La dinámica de Eduardo Arroyo siempre era la misma. Primero, observaba: España, el arte, el motor que movía los engranajes del mundo; luego, procedía a desmontar los mitos que nos creímos. Hacía crítica del pintor a lo Robinson Crusoe: aislado del mundo, centrado en su particular paleta.

Desde el exilio parisino, retrató el totalitarismo con una famoso políptico. En él, aparecían Franco, Salazar, Hitler y Mussolini como peleles, algo que la dictadura franquista llevó muy mal, llegando incluso a censurar una exposición que preparó en Madrid en 1963.

Desde Francia, Arroyo se convirtió en uno de los principales exponentes de la figuración narrativa. Con otro conocido políptico, secuestraba y mataba artísticamente a Marcel Duchamp, daba un portazo a la mitificación del artista y reivindicaba la obra figurativa.

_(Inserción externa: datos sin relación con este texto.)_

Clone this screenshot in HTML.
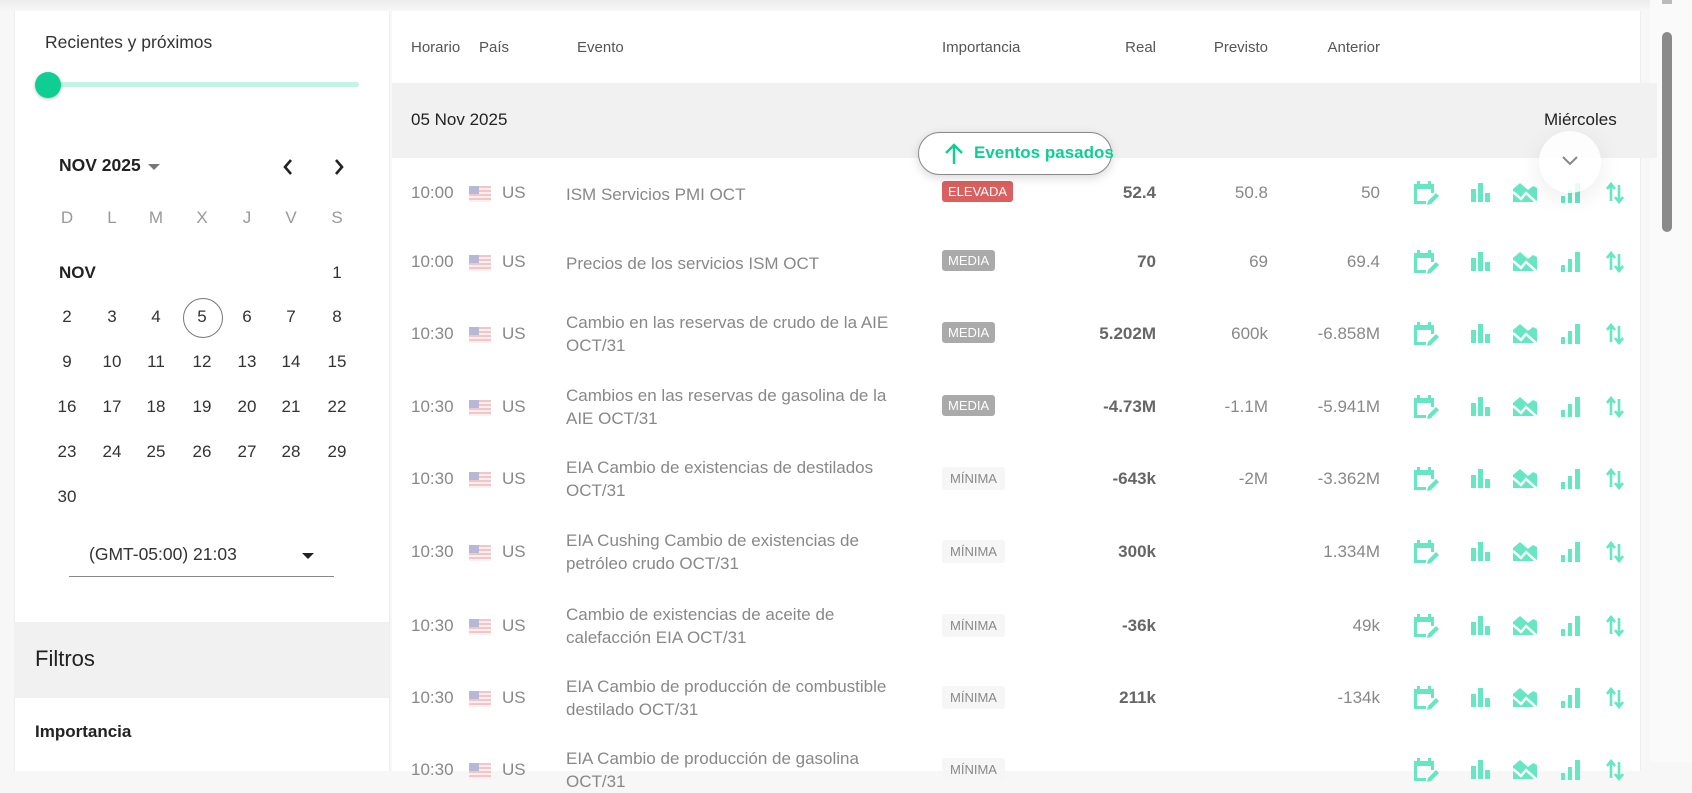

Desde la caricatura, reservó su particular humor a los tópicos españoles, trazando a un caballero español con vestido y tacones que muestra dos de sus mayores aficiones: los disfraces y la parodia más surrealista. Arroyo acabó regresando a España tras la muerte del dictador.

En una de sus obras más prestigiosas, plasmó la sensación de extranjería del que vuelve a su hogar para no reconocerlo. Arroyo era pintor, escultor, cartelista, escritor, caricaturista y también escenógrafo. 'El regreso de las cruzadas' ha acabado convirtiéndose en su despedida: con amor y odio, siempre presente España.